The owners of the Glass Greenhouse in Jamesport, who are still in litigation with Riverhead Town over a farm market they built three years ago, have now submitted a special permit application seeking to have a bistro in the same location. 

Under Riverhead’s Town Code, a bistro is defined as “an eating establishment of 50 seats or less, whether indoor or outdoor, without drive-through or drive-in service.”

The application describes the work to be done as being simply the “installation of tables and chairs for a bistro in the interior of the building.”

Owner Walter Gabrielsen declined to comment on the proposal. His 9.3-acre property includes greenhouses and the farm market.

A special permit is allowed only with a vote of the Town Board, and a bistro is permitted in the Rural Corridor zone, where Glass Greenhouse is located, as a special permit use.

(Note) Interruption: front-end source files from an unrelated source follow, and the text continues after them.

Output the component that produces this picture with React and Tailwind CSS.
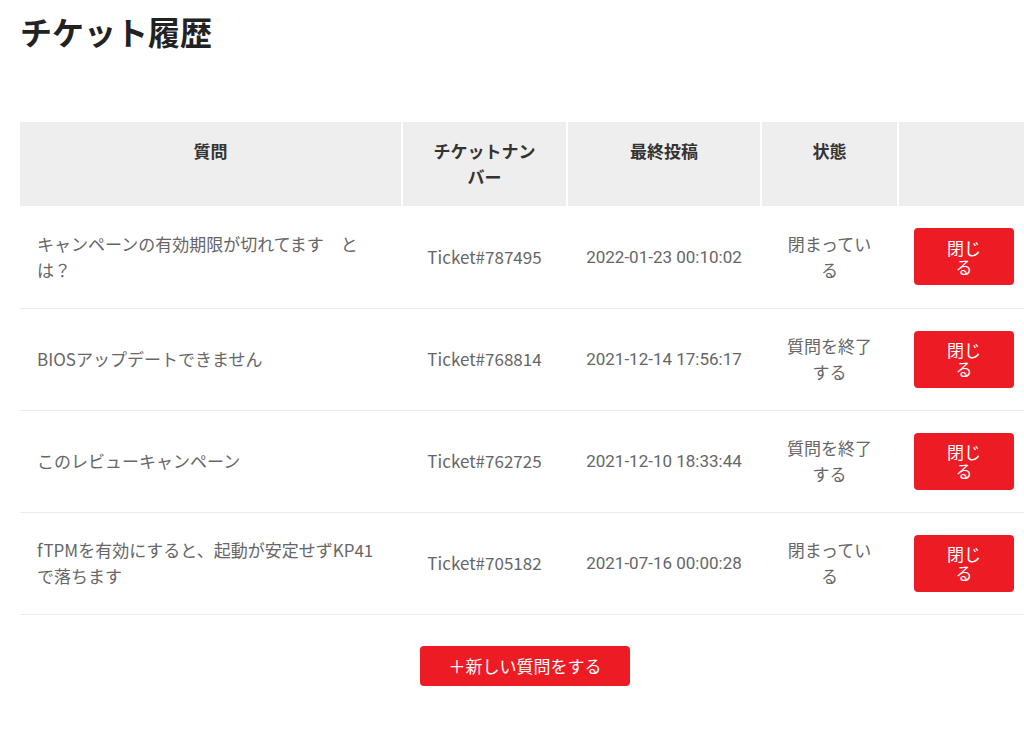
import React from "react";

const rows = [
  { q: "キャンペーンの有効期限が切れてます　とは？", t: "Ticket#787495", d: "2022-01-23 00:10:02", s: "閉まっている" },
  { q: "BIOSアップデートできません", t: "Ticket#768814", d: "2021-12-14 17:56:17", s: "質問を終了する" },
  { q: "このレビューキャンペーン", t: "Ticket#762725", d: "2021-12-10 18:33:44", s: "質問を終了する" },
  { q: "fTPMを有効にすると、起動が安定せずKP41で落ちます", t: "Ticket#705182", d: "2021-07-16 00:00:28", s: "閉まっている" },
];

export default function App() {
  return (
    <div
      className="w-[1024px] h-[740px] bg-white overflow-hidden"
      style={{ fontFamily: '"Noto Sans CJK JP", "Noto Sans", sans-serif' }}
    >
      <h1 className="pl-[20px] pt-[10px] text-[32px] leading-[42px] font-bold text-[#222]">チケット履歴</h1>
      <div className="pl-[20px] mt-[70px]">
        <table className="table-fixed border-collapse w-[1004px] text-[17px]">
          <colgroup>
            <col className="w-[382px]" />
            <col className="w-[165px]" />
            <col className="w-[194px]" />
            <col className="w-[137px]" />
            <col className="w-[126px]" />
          </colgroup>
          <thead>
            <tr className="bg-[#eeeeee] h-[84px]">
              <th className="align-top pt-[16px] px-[20px] font-bold text-[#333] leading-[26px] border-r-2 border-white">質問</th>
              <th className="align-top pt-[16px] px-[28px] font-bold text-[#333] leading-[26px] border-r-2 border-white">チケットナンバー</th>
              <th className="align-top pt-[16px] px-[20px] font-bold text-[#333] leading-[26px] border-r-2 border-white">最終投稿</th>
              <th className="align-top pt-[16px] px-[20px] font-bold text-[#333] leading-[26px] border-r-2 border-white">状態</th>
              <th></th>
            </tr>
          </thead>
          <tbody>
            {rows.map((r) => (
              <tr key={r.t} className="h-[102px] border-b border-[#ebebeb]">
                <td className="px-[17px] text-left text-[#666] leading-[26px]">{r.q}</td>
                <td className="px-[20px] text-center text-[#666] leading-[26px]">{r.t}</td>
                <td
                  className="px-[8px] text-center text-[#666] text-[17px] leading-[26px]"
                  style={{ fontFamily: 'Roboto, "Noto Sans", sans-serif' }}
                >
                  {r.d}
                </td>
                <td className="px-[22px] text-center text-[#666] leading-[26px]">{r.s}</td>
                <td className="pl-[16px] pr-[10px]">
                  <button className="w-[100px] h-[57px] rounded-[4px] bg-[#ed1c24] text-white text-[17px] leading-[19px] px-[28px]">
                    閉じる
                  </button>
                </td>
              </tr>
            ))}
          </tbody>
        </table>
        <div className="flex justify-center pl-[6px] mt-[31px]">
          <button className="w-[210px] h-[40px] rounded-[4px] bg-[#ed1c24] text-white text-[17px]">
            ＋新しい質問をする
          </button>
        </div>
      </div>
    </div>
  );
}
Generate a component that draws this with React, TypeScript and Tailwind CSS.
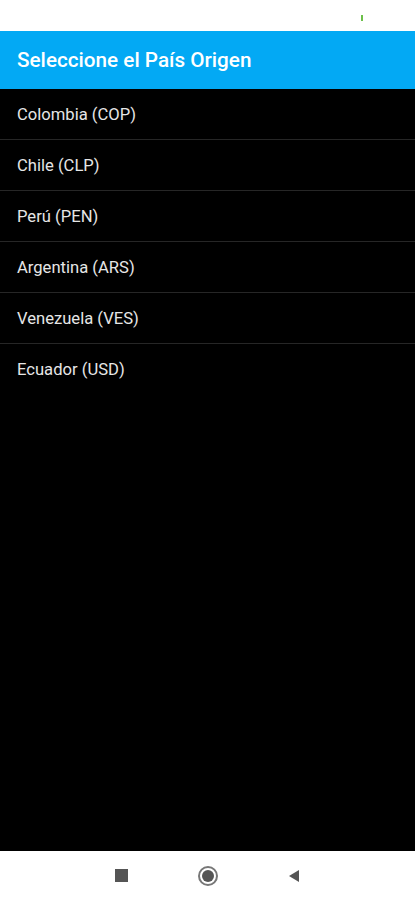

Owners Walter and Edith Gabrielsen in 2013 built a two-story, 4,600-square-foot farm market next to their existing greenhouse on Route 25, and that structure received site plan approval from the Riverhead Town Planning Board.

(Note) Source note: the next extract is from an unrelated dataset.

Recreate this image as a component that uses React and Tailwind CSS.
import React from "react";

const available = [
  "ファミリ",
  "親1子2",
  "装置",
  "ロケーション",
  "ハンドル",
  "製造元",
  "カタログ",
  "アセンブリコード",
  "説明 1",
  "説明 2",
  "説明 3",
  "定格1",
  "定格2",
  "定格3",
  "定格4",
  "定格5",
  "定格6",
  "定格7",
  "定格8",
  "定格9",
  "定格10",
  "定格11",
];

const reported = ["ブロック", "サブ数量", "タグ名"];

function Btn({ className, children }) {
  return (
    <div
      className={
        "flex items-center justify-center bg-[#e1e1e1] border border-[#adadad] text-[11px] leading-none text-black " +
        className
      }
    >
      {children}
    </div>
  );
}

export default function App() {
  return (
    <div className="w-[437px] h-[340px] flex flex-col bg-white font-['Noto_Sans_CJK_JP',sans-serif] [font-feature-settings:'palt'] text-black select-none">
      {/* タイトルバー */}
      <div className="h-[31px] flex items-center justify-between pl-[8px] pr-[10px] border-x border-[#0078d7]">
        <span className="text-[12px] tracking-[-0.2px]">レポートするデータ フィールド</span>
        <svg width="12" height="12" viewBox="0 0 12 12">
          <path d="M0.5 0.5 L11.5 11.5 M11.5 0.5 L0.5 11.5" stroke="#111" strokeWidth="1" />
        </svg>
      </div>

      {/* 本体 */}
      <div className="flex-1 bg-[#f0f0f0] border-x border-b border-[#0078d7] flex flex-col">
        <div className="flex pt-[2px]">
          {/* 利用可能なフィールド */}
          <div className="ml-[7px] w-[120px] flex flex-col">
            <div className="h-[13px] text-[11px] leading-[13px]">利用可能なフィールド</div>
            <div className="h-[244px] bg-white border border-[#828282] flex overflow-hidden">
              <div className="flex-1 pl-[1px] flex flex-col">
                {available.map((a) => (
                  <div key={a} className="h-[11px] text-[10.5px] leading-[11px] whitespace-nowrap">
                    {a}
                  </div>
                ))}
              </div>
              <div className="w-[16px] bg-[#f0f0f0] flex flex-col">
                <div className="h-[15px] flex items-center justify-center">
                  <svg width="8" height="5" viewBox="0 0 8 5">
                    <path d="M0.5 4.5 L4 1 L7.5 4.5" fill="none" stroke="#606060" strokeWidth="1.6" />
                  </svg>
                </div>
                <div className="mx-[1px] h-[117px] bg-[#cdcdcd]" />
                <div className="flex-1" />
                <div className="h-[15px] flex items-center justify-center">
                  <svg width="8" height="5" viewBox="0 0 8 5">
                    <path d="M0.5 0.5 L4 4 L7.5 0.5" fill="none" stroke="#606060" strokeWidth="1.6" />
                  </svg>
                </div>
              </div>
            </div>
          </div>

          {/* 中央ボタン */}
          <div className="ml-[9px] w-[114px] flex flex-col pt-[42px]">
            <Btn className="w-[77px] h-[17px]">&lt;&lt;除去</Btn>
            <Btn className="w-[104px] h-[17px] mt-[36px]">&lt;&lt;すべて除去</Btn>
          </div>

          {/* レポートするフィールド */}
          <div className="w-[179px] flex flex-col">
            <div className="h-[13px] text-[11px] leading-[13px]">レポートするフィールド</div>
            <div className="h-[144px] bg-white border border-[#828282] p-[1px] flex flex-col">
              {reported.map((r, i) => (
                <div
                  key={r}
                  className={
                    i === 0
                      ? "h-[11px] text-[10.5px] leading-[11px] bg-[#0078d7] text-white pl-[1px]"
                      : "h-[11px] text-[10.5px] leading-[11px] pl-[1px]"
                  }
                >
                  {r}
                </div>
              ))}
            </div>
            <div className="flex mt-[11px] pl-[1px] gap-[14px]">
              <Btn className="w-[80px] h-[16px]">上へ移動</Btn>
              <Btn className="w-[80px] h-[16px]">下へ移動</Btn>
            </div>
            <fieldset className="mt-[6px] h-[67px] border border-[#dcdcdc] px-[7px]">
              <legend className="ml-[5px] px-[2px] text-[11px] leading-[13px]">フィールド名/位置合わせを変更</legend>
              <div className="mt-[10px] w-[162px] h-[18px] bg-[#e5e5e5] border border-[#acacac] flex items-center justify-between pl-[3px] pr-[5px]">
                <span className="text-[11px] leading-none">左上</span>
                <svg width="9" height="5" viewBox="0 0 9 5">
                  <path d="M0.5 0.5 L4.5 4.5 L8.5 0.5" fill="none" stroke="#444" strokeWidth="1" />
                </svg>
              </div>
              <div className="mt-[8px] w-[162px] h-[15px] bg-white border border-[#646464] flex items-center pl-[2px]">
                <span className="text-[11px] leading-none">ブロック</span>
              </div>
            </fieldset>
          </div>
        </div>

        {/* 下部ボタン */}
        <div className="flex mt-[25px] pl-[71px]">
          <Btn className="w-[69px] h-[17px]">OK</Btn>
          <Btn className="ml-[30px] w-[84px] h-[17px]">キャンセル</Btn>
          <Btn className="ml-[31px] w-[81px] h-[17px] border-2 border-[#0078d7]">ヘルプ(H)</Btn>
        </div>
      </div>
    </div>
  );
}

But while a farm market is a permitted accessory use in Rural Corridor zoning, the town took Glass Greenhouse to court in 2014, claiming in court papers that the Glass Greenhouse was selling items that weren’t grown on the property, weren’t locally grown or weren’t enhanced locally grown products, as required by the Town Code.

As such, the town claimed that by not meeting these requirements, the use was a retail store, rather than a farm market, and a retail store is not permitted in this part of the Rural Corridor zone.

“He was operating a supermarket outside the parameters of the zoning code,” Supervisor Sean Walter said this week.

Mr. Walter said he’s not sure how many uses Mr. Gabrielsen can have on the property, but he will consult with the Planning Department.

The application will first need special permit approval from the Town Board, and if it gets that, it would need site plan approval from the Planning Board, Mr. Walter said.

Planning and Building Administrator Jeff Murphree said he has not reviewed the application yet.

The town’s whole case could be moot because the 9.3 acres are located in a state agricultural district, which protects farms from “unreasonably restrictive local regulations.”

A sign on the door at Glass Greenhouse said it is currently closed for renovations and would reopen when the renovations are done.